• **INSTRUCTION**
From the listing that follows, output everything exactly except the pictures.

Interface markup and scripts
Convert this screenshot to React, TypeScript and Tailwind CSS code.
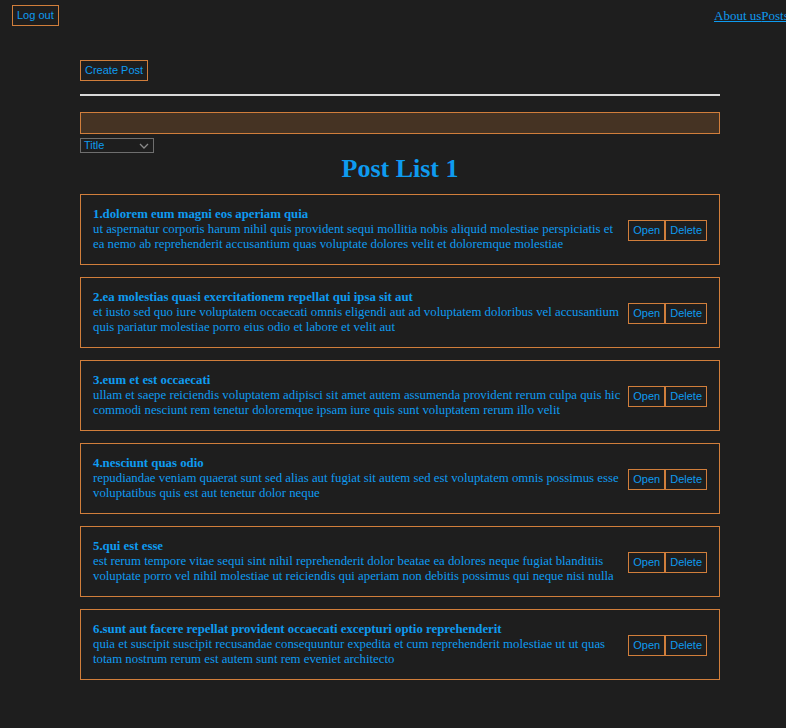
import { useState } from "react";

const posts = [
  {
    id: 1,
    title: "dolorem eum magni eos aperiam quia",
    body: "ut aspernatur corporis harum nihil quis provident sequi mollitia nobis aliquid molestiae perspiciatis et ea nemo ab reprehenderit accusantium quas voluptate dolores velit et doloremque molestiae",
  },
  {
    id: 2,
    title: "ea molestias quasi exercitationem repellat qui ipsa sit aut",
    body: "et iusto sed quo iure voluptatem occaecati omnis eligendi aut ad voluptatem doloribus vel accusantium quis pariatur molestiae porro eius odio et labore et velit aut",
  },
  {
    id: 3,
    title: "eum et est occaecati",
    body: "ullam et saepe reiciendis voluptatem adipisci sit amet autem assumenda provident rerum culpa quis hic commodi nesciunt rem tenetur doloremque ipsam iure quis sunt voluptatem rerum illo velit",
  },
  {
    id: 4,
    title: "nesciunt quas odio",
    body: "repudiandae veniam quaerat sunt sed alias aut fugiat sit autem sed est voluptatem omnis possimus esse voluptatibus quis est aut tenetur dolor neque",
  },
  {
    id: 5,
    title: "qui est esse",
    body: "est rerum tempore vitae sequi sint nihil reprehenderit dolor beatae ea dolores neque fugiat blanditiis voluptate porro vel nihil molestiae ut reiciendis qui aperiam non debitis possimus qui neque nisi nulla",
  },
  {
    id: 6,
    title: "sunt aut facere repellat provident occaecati excepturi optio reprehenderit",
    body: "quia et suscipit suscipit recusandae consequuntur expedita et cum reprehenderit molestiae ut ut quas totam nostrum rerum est autem sunt rem eveniet architecto",
  },
];

const btn =
  "block border border-[#d17e3b] text-[#0e9bf0] font-['Liberation_Sans',sans-serif] text-[11px] leading-[13px] px-[4px] py-[3px] bg-transparent";

export default function App() {
  const [query, setQuery] = useState("");

  return (
    <div className="min-h-[728px] w-full overflow-hidden bg-[#1e1e1e] text-[#0e9bf0] font-['Liberation_Serif',serif]">
      <nav className="flex items-start justify-between pl-3 pt-[5px] h-[35px]">
        <button className={btn}>Log out</button>
        <div className="w-[72px] whitespace-nowrap text-[13px] pt-[1px] flex">
          <a href="#" className="underline">About us</a>
          <a href="#" className="underline">Posts</a>
        </div>
      </nav>
      <main className="ml-[80px] w-[640px] pt-[25px] pb-12">
        <button className={btn}>Create Post</button>
        <hr className="mt-[13px] border-0 h-[2px] bg-[#d8d8d8]" />
        <input
          value={query}
          onChange={(e) => setQuery(e.target.value)}
          className="mt-[16px] block w-full h-[22px] border border-[#d17e3b] bg-[#453323] outline-none text-[#0e9bf0] px-1"
        />
        <div className="mt-[4px] w-[74px] h-[15px] border border-[#6e6e6e] flex items-center justify-between px-[3px] font-['Liberation_Sans',sans-serif] text-[11px]">
          <span>Title</span>
          <svg width="10" height="6" viewBox="0 0 10 6" className="mr-[1px]">
            <path d="M1 1l4 4 4-4" fill="none" stroke="#8a8a8a" strokeWidth="1.3" />
          </svg>
        </div>
        <h1 className="text-center text-[26px] font-bold leading-[30px] mt-[1px]">
          Post List 1
        </h1>
        <div className="mt-[10px] flex flex-col gap-[12px]">
          {posts.map((p) => (
            <div
              key={p.id}
              className="border border-[#d17e3b] h-[71px] px-[12px] flex items-center gap-[4px]"
            >
              <div className="flex-1 text-[12.8px] leading-[15px]">
                <strong>
                  {p.id}.{p.title}
                </strong>
                <div>{p.body}</div>
              </div>
              <div className="flex mt-[1px]">
                <button className={btn}>Open</button>
                <button className={btn}>Delete</button>
              </div>
            </div>
          ))}
        </div>
      </main>
    </div>
  );
}
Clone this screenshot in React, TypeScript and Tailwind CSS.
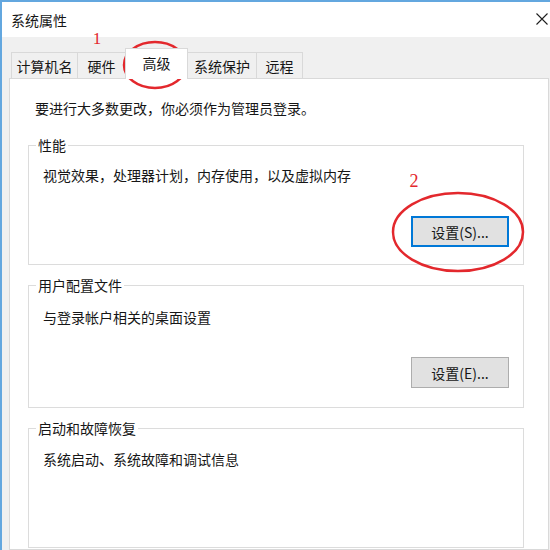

• **TASK SOLUTION**
Convert this screenshot to React, TypeScript and Tailwind CSS code.
import { useState } from "react";

const posts = [
  {
    id: 1,
    title: "dolorem eum magni eos aperiam quia",
    body: "ut aspernatur corporis harum nihil quis provident sequi mollitia nobis aliquid molestiae perspiciatis et ea nemo ab reprehenderit accusantium quas voluptate dolores velit et doloremque molestiae",
  },
  {
    id: 2,
    title: "ea molestias quasi exercitationem repellat qui ipsa sit aut",
    body: "et iusto sed quo iure voluptatem occaecati omnis eligendi aut ad voluptatem doloribus vel accusantium quis pariatur molestiae porro eius odio et labore et velit aut",
  },
  {
    id: 3,
    title: "eum et est occaecati",
    body: "ullam et saepe reiciendis voluptatem adipisci sit amet autem assumenda provident rerum culpa quis hic commodi nesciunt rem tenetur doloremque ipsam iure quis sunt voluptatem rerum illo velit",
  },
  {
    id: 4,
    title: "nesciunt quas odio",
    body: "repudiandae veniam quaerat sunt sed alias aut fugiat sit autem sed est voluptatem omnis possimus esse voluptatibus quis est aut tenetur dolor neque",
  },
  {
    id: 5,
    title: "qui est esse",
    body: "est rerum tempore vitae sequi sint nihil reprehenderit dolor beatae ea dolores neque fugiat blanditiis voluptate porro vel nihil molestiae ut reiciendis qui aperiam non debitis possimus qui neque nisi nulla",
  },
  {
    id: 6,
    title: "sunt aut facere repellat provident occaecati excepturi optio reprehenderit",
    body: "quia et suscipit suscipit recusandae consequuntur expedita et cum reprehenderit molestiae ut ut quas totam nostrum rerum est autem sunt rem eveniet architecto",
  },
];

const btn =
  "block border border-[#d17e3b] text-[#0e9bf0] font-['Liberation_Sans',sans-serif] text-[11px] leading-[13px] px-[4px] py-[3px] bg-transparent";

export default function App() {
  const [query, setQuery] = useState("");

  return (
    <div className="min-h-[728px] w-full overflow-hidden bg-[#1e1e1e] text-[#0e9bf0] font-['Liberation_Serif',serif]">
      <nav className="flex items-start justify-between pl-3 pt-[5px] h-[35px]">
        <button className={btn}>Log out</button>
        <div className="w-[72px] whitespace-nowrap text-[13px] pt-[1px] flex">
          <a href="#" className="underline">About us</a>
          <a href="#" className="underline">Posts</a>
        </div>
      </nav>
      <main className="ml-[80px] w-[640px] pt-[25px] pb-12">
        <button className={btn}>Create Post</button>
        <hr className="mt-[13px] border-0 h-[2px] bg-[#d8d8d8]" />
        <input
          value={query}
          onChange={(e) => setQuery(e.target.value)}
          className="mt-[16px] block w-full h-[22px] border border-[#d17e3b] bg-[#453323] outline-none text-[#0e9bf0] px-1"
        />
        <div className="mt-[4px] w-[74px] h-[15px] border border-[#6e6e6e] flex items-center justify-between px-[3px] font-['Liberation_Sans',sans-serif] text-[11px]">
          <span>Title</span>
          <svg width="10" height="6" viewBox="0 0 10 6" className="mr-[1px]">
            <path d="M1 1l4 4 4-4" fill="none" stroke="#8a8a8a" strokeWidth="1.3" />
          </svg>
        </div>
        <h1 className="text-center text-[26px] font-bold leading-[30px] mt-[1px]">
          Post List 1
        </h1>
        <div className="mt-[10px] flex flex-col gap-[12px]">
          {posts.map((p) => (
            <div
              key={p.id}
              className="border border-[#d17e3b] h-[71px] px-[12px] flex items-center gap-[4px]"
            >
              <div className="flex-1 text-[12.8px] leading-[15px]">
                <strong>
                  {p.id}.{p.title}
                </strong>
                <div>{p.body}</div>
              </div>
              <div className="flex mt-[1px]">
                <button className={btn}>Open</button>
                <button className={btn}>Delete</button>
              </div>
            </div>
          ))}
        </div>
      </main>
    </div>
  );
}
Clone this screenshot in React, TypeScript and Tailwind CSS.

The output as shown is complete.